2. Each county and municipality shall use all funds received under this section only to pay for the training required as provided in sections 590.100 to 590.180 or for the training of county coroners and their deputies. No county or municipality shall retain more than one thousand five hundred dollars of such funds for each certified law enforcement officer, candidate for certification employed by that agency or a coroner and the coroner's deputies. Any excess funds shall be transmitted quarterly to the general revenue fund of the county or municipality treasury which assessed the costs.

600.040. 1. The city or county shall, within its ability to do so, provide sufficient office space and utility services, other than telephone service, for the circuit or regional public defender and his personnel, except when the state public defender commission has moved, or moves, the office outside of a county- or city-owned facility, in which case the cost of providing office space and utility services shall be paid by the state. If there is more than one county in a circuit or region, each county shall contribute, on the basis of population, its pro rata share of the costs of office space and utility services, other than telephone service. The state shall pay, within the limits of the appropriation therefor, all other expenses and costs of the state public defender system authorized under this chapter.

2. A complete budget for the state public defender system shall be provided through an annual appropriation subject to approval by the governor and the general assembly. The budget request for the state public defender system shall be approved by the commission and submitted directly to the governor and the general assembly by the director and shall not be subject to diminution or alteration by the judicial department of state government.

3. Any person who is a public defender or employee of a public defender shall be entitled to all benefits of the Missouri state employees' retirement system as defined in sections 104.310 to 104.550, RSMo.

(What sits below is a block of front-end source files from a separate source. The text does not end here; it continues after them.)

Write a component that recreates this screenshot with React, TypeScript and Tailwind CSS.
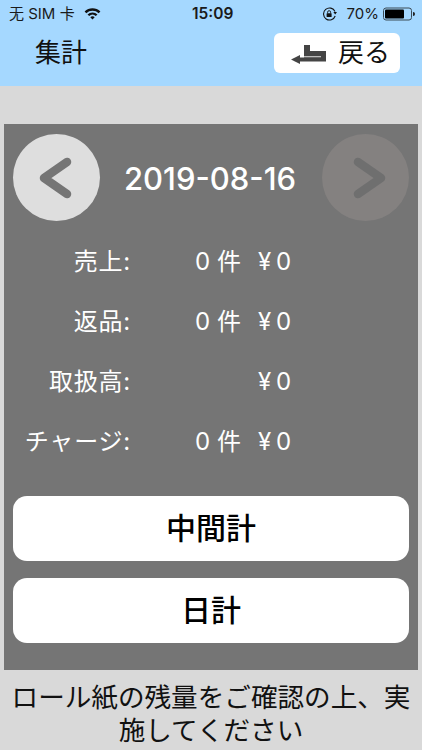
import React from "react";

const FONT = "font-['Inter','Noto_Sans_CJK_JP',sans-serif]";

const rows = [
  { label: "売上:", count: "0 件", amount: "¥ 0" },
  { label: "返品:", count: "0 件", amount: "¥ 0" },
  { label: "取扱高:", count: "", amount: "¥ 0" },
  { label: "チャージ:", count: "0 件", amount: "¥ 0" },
];

function StatusBar() {
  return (
    <div className="relative flex h-[28px] items-center justify-between pl-[9px] pr-[7px] text-[15px] text-[#1a1a1a]">
      <div className="flex items-center gap-[9px]">
        <span>无 SIM 卡</span>
        <svg width="17" height="13" viewBox="0 0 17 13" className="mt-[-2px]">
          <path d="M0.6 4.4 A11.5 11.5 0 0 1 16.4 4.4 L14.7 6.2 A9 9 0 0 0 2.3 6.2 Z" fill="#111" />
          <path d="M3.5 7.4 A7.3 7.3 0 0 1 13.5 7.4 L11.8 9.1 A4.9 4.9 0 0 0 5.2 9.1 Z" fill="#111" />
          <path d="M6.3 10.2 A3.2 3.2 0 0 1 10.7 10.2 L8.5 12.6 Z" fill="#111" />
        </svg>
      </div>
      <span className="absolute left-[192px] top-[4px] text-[15.5px] font-semibold leading-[20px]">15:09</span>
      <div className="flex items-center gap-[4px]">
        <svg width="16" height="14" viewBox="0 0 16 14" className="mr-[5px]">
          <path d="M13 4.5 A6 6 0 1 0 13.2 9" fill="none" stroke="#111" strokeWidth="1.1" />
          <path d="M11.4 5 L15 5 L13.2 7.4 Z" fill="#111" />
          <rect x="4.6" y="6.2" width="5" height="3.8" rx="0.5" fill="#111" />
          <path d="M5.6 6.4 V5.2 a1.5 1.5 0 0 1 3 0 V6.4" fill="none" stroke="#111" strokeWidth="0.9" />
        </svg>
        <span>70%</span>
        <svg width="32" height="14" viewBox="0 0 32 14">
          <rect x="0.5" y="1" width="28" height="12" rx="2.5" fill="none" stroke="#3a4a55" strokeWidth="1" />
          <rect x="2" y="2.5" width="19" height="9" rx="1" fill="#000" />
          <path d="M30 5 a2 2 0 0 1 0 4 Z" fill="#222" />
        </svg>
      </div>
    </div>
  );
}

function Header() {
  return (
    <div className="flex h-[58px] items-start justify-between bg-[#a5d8ff]">
      <span className="ml-[35px] mt-[7px] text-[26px] leading-[36px] text-[#111]">集計</span>
      <button className="mr-[22px] mt-[5px] flex h-[40px] w-[126px] items-center rounded-[6px] bg-white pl-[17px]">
        <svg width="35" height="20" viewBox="0 0 35 20" className="mt-[3px]">
          <path d="M0 14.5 L9 10 V12.5 H13 V0 H19 V6 H35 V16.5 H9 V19 Z" fill="#444" />
          <rect x="13" y="11" width="17" height="1.3" fill="#bbb" />
        </svg>
        <span className="ml-[12px] text-[26px] leading-[36px] text-[#111]">戻る</span>
      </button>
    </div>
  );
}

function NavCircle({ dir, dim }: { dir: "left" | "right"; dim?: boolean }) {
  return (
    <div
      className={`flex h-[87px] w-[87px] shrink-0 items-center justify-center rounded-full ${
        dim ? "bg-[#848180]" : "bg-[#dedede]"
      }`}
    >
      <svg width="40" height="44" viewBox="0 0 40 44">
        <path
          d={dir === "left" ? "M30 6 L7 22 L30 38" : "M12 6 L35 22 L12 38"}
          fill="none"
          stroke={dim ? "#6f6f6f" : "#757575"}
          strokeWidth="8.5"
          strokeLinecap="round"
          strokeLinejoin="round"
        />
      </svg>
    </div>
  );
}

function Row({ label, count, amount }: { label: string; count: string; amount: string }) {
  return (
    <div className="flex h-[60px] items-center pt-[1px] text-[24px] text-white">
      <span className="w-[118px] whitespace-nowrap text-right tracking-[0.8px]">{label}</span>
      <span className="ml-[64px] w-[62px] whitespace-nowrap">{count}</span>
      <span className="ml-[1px] whitespace-nowrap [word-spacing:-2px]">{amount}</span>
    </div>
  );
}

export default function App() {
  return (
    <div className={`flex h-[750px] w-[422px] flex-col overflow-hidden bg-[#d9d9d9] ${FONT}`}>
      <div className="bg-[#a5d8ff]">
        <StatusBar />
        <Header />
      </div>
      <main className="mx-[4px] mt-[38px] flex h-[546px] flex-col bg-[#757575] px-[9px] pt-[10px]">
        <div className="flex items-center justify-between">
          <NavCircle dir="left" />
          <span className="mr-[2px] mt-[3px] text-[31px] font-medium text-white">2019-08-16</span>
          <NavCircle dir="right" dim />
        </div>
        <div className="mt-[10px]">
          {rows.map((r) => (
            <Row key={r.label} {...r} />
          ))}
        </div>
        <div className="mt-[25px] flex flex-col gap-[17px]">
          <button className="h-[65px] rounded-[14px] bg-white text-[30px] font-medium text-black">中間計</button>
          <button className="h-[65px] rounded-[14px] bg-white text-[30px] font-medium text-black">日計</button>
        </div>
      </main>
      <p className="mt-[11px] px-[4px] text-center text-[26.6px] leading-[33px] text-[#111]">
        ロール紙の残量をご確認の上、実施してください
      </p>
    </div>
  );
}
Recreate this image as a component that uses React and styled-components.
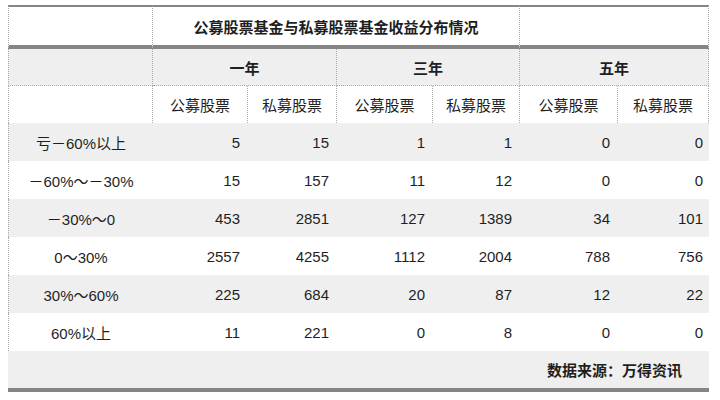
import React from 'react';
import styled, { createGlobalStyle } from 'styled-components';

const GlobalStyle = createGlobalStyle`
    body {
        margin: 0;
        background: #ffffff;
        font-family: "Liberation Sans", "Noto Sans CJK SC", sans-serif;
        color: #1f1f1f;
    }
`;

const Page = styled.div`
    padding: 5px 0 0 8px;
`;

const Table = styled.table`
    width: 701px;
    table-layout: fixed;
    border-collapse: separate;
    border-spacing: 0;
    font-size: 15px;
`;

const Row = styled.tr`
    background: ${props => (props.$shade ? '#efefef' : '#ffffff')};
`;

const dotted = '1px dotted #a9a9a9';
const heavy = '#858585';

const TitleCell = styled.td`
    box-sizing: border-box;
    height: 44px;
    padding: 0;
    border-top: 2px solid ${heavy};
    border-bottom: 4px solid ${heavy};
    border-right: ${dotted};
    border-left: ${props => (props.$first ? dotted : 'none')};
    text-align: center;
    font-weight: bold;
`;

const GroupCell = styled.td`
    box-sizing: border-box;
    height: 37px;
    padding: 0;
    border-bottom: ${dotted};
    border-right: ${dotted};
    border-left: ${props => (props.$first ? dotted : 'none')};
    text-align: center;
    font-weight: bold;
`;

const SubCell = styled.td`
    box-sizing: border-box;
    height: 37px;
    padding: 0;
    border-right: ${dotted};
    border-left: ${props => (props.$first ? dotted : 'none')};
    text-align: center;
`;

const LabelCell = styled.td`
    box-sizing: border-box;
    height: 38px;
    padding: 0;
    border-left: ${dotted};
    text-align: center;
`;

const NumCell = styled.td`
    box-sizing: border-box;
    height: 38px;
    padding: 0 ${props => props.$pad || 8}px 0 0;
    text-align: right;
`;

const SourceCell = styled.td`
    box-sizing: border-box;
    height: 41px;
    padding: 0 27px 0 0;
    border-bottom: 4px solid ${heavy};
    text-align: right;
    font-weight: bold;
`;

const widths = [145, 95, 89, 96, 87, 98, 91];

const rows = [
    ['亏－60%以上', 5, 15, 1, 1, 0, 0],
    ['－60%～－30%', 15, 157, 11, 12, 0, 0],
    ['－30%～0', 453, 2851, 127, 1389, 34, 101],
    ['0～30%', 2557, 4255, 1112, 2004, 788, 756],
    ['30%～60%', 225, 684, 20, 87, 12, 22],
    ['60%以上', 11, 221, 0, 8, 0, 0],
];

export default function App() {
    return (
        <Page>
            <GlobalStyle />
            <Table>
                <colgroup>
                    {widths.map((w, i) => <col key={i} style={{ width: w }} />)}
                </colgroup>
                <tbody>
                    <Row>
                        <TitleCell $first />
                        <TitleCell colSpan={4}>公募股票基金与私募股票基金收益分布情况</TitleCell>
                        <TitleCell colSpan={2} />
                    </Row>
                    <Row $shade>
                        <GroupCell $first />
                        <GroupCell colSpan={2}>一年</GroupCell>
                        <GroupCell colSpan={2}>三年</GroupCell>
                        <GroupCell colSpan={2}>五年</GroupCell>
                    </Row>
                    <Row>
                        <SubCell $first />
                        <SubCell>公募股票</SubCell>
                        <SubCell>私募股票</SubCell>
                        <SubCell>公募股票</SubCell>
                        <SubCell>私募股票</SubCell>
                        <SubCell>公募股票</SubCell>
                        <SubCell>私募股票</SubCell>
                    </Row>
                    {rows.map((r, i) => (
                        <Row key={r[0]} $shade={i % 2 === 0}>
                            <LabelCell>{r[0]}</LabelCell>
                            {r.slice(1).map((v, j) => (
                                <NumCell key={j} $pad={j === 5 ? 6 : 8}>{v}</NumCell>
                            ))}
                        </Row>
                    ))}
                    <Row $shade>
                        <SourceCell colSpan={7}>数据来源：万得资讯</SourceCell>
                    </Row>
                </tbody>
            </Table>
        </Page>
    );
}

600.101. A public defender shall be reassigned at least two days per month to any county willing to provide office space for the public defender.

632.492. Within sixty days after the completion of any examination held pursuant to section 632.489, the [circuit] court shall conduct a trial to determine whether the person is a sexually violent predator. The trial may be continued upon the request of either party and a showing of good cause, or by the court on its own motion in the due administration of justice, and when the respondent will not be substantially prejudiced. At all stages of the proceedings pursuant to sections 632.480 to 632.513, any person subject to sections 632.480 to 632.513 shall be entitled to the assistance of counsel, and if the person is indigent, the court shall appoint counsel to assist such person. The person, the attorney general, or the judge shall have the right to demand that the trial be before a jury. If no demand for a jury is made, the trial shall be before the court.

Section 1. A county or any other interested municipality or person may bring an action against the commission established pursuant to section 72.400, RSMo, contesting a proposed boundary change or other commission action.

Section 2. Upon a finding of paternity by a court, the parties to a paternity action may submit, either separately or jointly, a parenting plan, as defined in section 452.310, RSMo, regarding the child who is the subject of such paternity action. If a parenting plan is submitted, the court shall order a parenting plan for such child. If the court does not have proper jurisdiction, the court shall transfer the case to an appropriate court having jurisdiction on the matter.